Política y romanticismo
SE cumplen doscientos años de la publicación de Frankenstein o el moderno Prometeo. La historia se le ocurrió a Mary Shelley dos veranos antes en una villa alquilada junto al lago Ginebra, en la que se instaló su familia, a los que se unió el poeta Lord Byron, junto a su amante y un amigo médico. Como los días eran húmedos y poco amables -la lluvia no cesaba- decidieron escribir cada uno de ellos relatos sobrenaturales que luego leerían a los demás. A Shelley le inspiraron los experimentos del filósofo Erasmus Darwin, que se decía que había reanimado materia muerta. Y de todo ello nació Frankenstein.
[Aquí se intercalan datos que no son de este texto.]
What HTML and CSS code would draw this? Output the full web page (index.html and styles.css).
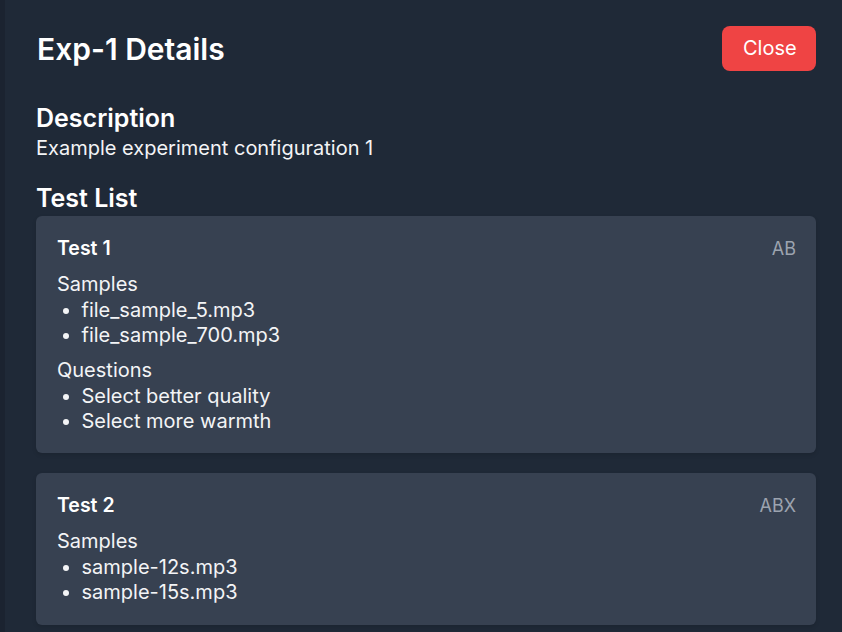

A la variopinta mayoría que permitió a Pedro Sánchez llegar a la Moncloa se la llamó Frankenstein. Y por extensión a su Ejecutivo, aunque el país no pareció tener la sensación de estar gobernado por monstruos. Al contrario, se percibió casi como una liberación, por el cambio de formas y discursos. Sin embargo, la votación del viernes en el Congreso, que rechazó el techo de gasto, hizo que la oposición volviera a referirse al ser imaginado por Mary Shelley. En cualquier caso, el fraccionamiento de la política española hace que pueda definirse como Frankenstein también la oposición. La derrota del Gobierno en el Parlamento no fue exactamente una victoria de la oposición, pues puso de manifiesto sus contradicciones internas, hasta el punto de que tuvieron que votar contra algo que les beneficiaba.
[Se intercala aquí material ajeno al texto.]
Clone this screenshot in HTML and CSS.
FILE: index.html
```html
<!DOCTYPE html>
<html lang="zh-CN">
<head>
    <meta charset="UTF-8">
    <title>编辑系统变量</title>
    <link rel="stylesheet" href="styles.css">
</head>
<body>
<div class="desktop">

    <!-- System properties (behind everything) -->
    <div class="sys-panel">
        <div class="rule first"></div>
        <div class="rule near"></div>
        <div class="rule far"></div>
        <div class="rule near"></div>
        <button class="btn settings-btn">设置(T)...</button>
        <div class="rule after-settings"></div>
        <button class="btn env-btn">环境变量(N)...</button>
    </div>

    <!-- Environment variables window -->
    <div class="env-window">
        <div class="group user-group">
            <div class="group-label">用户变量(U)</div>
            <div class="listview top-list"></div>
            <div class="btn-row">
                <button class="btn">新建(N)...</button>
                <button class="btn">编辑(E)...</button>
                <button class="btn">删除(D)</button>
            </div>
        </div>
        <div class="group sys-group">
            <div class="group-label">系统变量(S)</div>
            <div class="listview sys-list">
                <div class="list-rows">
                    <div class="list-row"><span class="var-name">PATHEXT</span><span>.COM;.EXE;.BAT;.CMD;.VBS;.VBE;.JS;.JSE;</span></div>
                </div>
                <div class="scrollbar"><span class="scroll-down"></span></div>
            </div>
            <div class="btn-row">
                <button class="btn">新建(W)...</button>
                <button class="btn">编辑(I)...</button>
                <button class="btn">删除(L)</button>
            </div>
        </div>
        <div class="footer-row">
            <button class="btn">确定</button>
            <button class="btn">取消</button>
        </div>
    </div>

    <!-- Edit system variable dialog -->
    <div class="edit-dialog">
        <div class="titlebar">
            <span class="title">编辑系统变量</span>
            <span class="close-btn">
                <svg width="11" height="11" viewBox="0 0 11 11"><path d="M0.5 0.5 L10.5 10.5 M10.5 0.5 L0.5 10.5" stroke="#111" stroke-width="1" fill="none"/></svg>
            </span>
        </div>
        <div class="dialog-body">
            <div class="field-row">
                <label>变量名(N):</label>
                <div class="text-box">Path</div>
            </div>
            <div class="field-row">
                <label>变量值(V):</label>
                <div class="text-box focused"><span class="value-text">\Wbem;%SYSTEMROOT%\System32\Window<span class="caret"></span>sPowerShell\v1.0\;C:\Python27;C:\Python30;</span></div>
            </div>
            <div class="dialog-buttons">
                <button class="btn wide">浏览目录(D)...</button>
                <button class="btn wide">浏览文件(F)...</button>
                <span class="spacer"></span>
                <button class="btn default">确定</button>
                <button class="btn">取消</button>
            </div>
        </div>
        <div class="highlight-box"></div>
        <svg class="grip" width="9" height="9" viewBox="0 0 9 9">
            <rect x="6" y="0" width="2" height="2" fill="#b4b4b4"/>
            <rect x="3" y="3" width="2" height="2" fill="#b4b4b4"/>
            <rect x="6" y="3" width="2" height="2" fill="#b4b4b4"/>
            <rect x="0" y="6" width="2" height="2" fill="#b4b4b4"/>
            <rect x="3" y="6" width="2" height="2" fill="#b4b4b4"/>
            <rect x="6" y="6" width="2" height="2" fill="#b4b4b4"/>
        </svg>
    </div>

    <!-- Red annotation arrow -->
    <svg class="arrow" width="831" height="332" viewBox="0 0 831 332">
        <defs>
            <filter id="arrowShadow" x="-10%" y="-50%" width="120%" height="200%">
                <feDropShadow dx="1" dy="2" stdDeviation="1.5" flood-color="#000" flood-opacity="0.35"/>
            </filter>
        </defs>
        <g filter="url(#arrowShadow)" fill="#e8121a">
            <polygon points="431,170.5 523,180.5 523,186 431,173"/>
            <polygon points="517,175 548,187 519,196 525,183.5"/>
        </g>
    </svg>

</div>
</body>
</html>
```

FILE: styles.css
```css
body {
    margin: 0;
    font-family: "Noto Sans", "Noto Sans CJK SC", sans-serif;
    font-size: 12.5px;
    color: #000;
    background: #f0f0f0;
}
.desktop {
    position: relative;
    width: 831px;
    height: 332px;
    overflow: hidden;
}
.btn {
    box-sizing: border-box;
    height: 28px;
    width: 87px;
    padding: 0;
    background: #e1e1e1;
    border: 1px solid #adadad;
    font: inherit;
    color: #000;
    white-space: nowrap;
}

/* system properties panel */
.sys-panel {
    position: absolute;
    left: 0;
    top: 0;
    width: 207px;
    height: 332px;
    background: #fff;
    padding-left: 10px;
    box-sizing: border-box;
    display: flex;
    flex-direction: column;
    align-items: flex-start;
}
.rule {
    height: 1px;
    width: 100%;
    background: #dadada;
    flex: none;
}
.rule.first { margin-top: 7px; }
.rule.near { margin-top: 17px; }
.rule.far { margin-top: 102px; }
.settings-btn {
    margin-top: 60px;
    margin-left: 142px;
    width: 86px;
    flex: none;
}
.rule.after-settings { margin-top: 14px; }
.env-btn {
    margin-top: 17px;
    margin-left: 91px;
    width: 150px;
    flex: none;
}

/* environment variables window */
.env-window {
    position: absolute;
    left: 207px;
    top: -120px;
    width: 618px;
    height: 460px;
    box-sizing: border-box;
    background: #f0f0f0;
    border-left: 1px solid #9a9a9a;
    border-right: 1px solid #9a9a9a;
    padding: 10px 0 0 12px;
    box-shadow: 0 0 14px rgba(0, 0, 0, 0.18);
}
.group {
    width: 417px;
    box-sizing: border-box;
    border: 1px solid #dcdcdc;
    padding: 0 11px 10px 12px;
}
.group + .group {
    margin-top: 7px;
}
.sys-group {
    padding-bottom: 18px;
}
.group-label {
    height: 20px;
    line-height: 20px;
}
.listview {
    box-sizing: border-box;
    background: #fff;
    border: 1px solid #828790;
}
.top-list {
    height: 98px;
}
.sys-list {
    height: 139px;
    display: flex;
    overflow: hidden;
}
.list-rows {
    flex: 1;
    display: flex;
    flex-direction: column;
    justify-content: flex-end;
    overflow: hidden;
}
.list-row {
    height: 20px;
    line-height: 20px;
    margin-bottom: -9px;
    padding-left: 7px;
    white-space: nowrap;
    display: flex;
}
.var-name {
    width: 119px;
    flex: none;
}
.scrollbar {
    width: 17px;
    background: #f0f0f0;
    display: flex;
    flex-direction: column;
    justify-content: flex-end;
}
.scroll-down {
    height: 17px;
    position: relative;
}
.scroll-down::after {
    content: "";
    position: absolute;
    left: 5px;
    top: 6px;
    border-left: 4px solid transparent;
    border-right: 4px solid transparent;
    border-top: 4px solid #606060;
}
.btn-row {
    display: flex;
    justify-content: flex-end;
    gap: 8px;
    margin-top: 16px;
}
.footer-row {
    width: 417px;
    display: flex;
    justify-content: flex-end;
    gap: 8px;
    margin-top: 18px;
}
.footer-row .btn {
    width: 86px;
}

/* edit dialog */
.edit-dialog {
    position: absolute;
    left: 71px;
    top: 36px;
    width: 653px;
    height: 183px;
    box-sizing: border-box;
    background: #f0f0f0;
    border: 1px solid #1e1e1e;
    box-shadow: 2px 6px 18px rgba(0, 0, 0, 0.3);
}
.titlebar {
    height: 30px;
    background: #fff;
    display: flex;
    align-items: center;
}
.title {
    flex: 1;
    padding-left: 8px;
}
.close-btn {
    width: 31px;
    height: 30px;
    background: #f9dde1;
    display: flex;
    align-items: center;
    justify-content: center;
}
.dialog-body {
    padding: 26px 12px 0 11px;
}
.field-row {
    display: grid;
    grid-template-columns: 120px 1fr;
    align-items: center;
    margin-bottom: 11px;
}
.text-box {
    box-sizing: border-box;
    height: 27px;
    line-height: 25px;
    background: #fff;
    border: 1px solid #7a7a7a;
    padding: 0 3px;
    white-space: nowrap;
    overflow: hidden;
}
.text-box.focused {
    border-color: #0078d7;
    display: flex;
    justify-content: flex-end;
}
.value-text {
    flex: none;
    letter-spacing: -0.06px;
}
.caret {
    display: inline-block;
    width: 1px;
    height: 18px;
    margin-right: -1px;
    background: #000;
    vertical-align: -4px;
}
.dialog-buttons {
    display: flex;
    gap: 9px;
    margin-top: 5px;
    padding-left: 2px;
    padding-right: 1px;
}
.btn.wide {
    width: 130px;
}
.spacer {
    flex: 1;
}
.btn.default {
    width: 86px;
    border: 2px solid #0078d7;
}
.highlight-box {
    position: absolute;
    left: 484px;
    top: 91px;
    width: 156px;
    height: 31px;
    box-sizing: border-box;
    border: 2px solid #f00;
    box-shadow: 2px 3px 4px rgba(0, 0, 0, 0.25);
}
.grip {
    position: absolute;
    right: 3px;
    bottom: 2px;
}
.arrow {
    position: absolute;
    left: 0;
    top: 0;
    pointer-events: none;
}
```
El independentismo catalán también tiene algo de Frankenstein: no es un cuerpo homogéneo, con una guerra soterrada entre ERC y el PDECat por la hegemonía. Y otra en el seno de esta última formación por no acabar diluida en este nuevo invento denominado Crida Nacional per la República.
La política cada vez se parece más a los cuentos fantásticos del romanticismo, aunque hay que ir con cuidado porque, como nos muestra Frankenstein, a menudo el monstruo devora a sus creadores.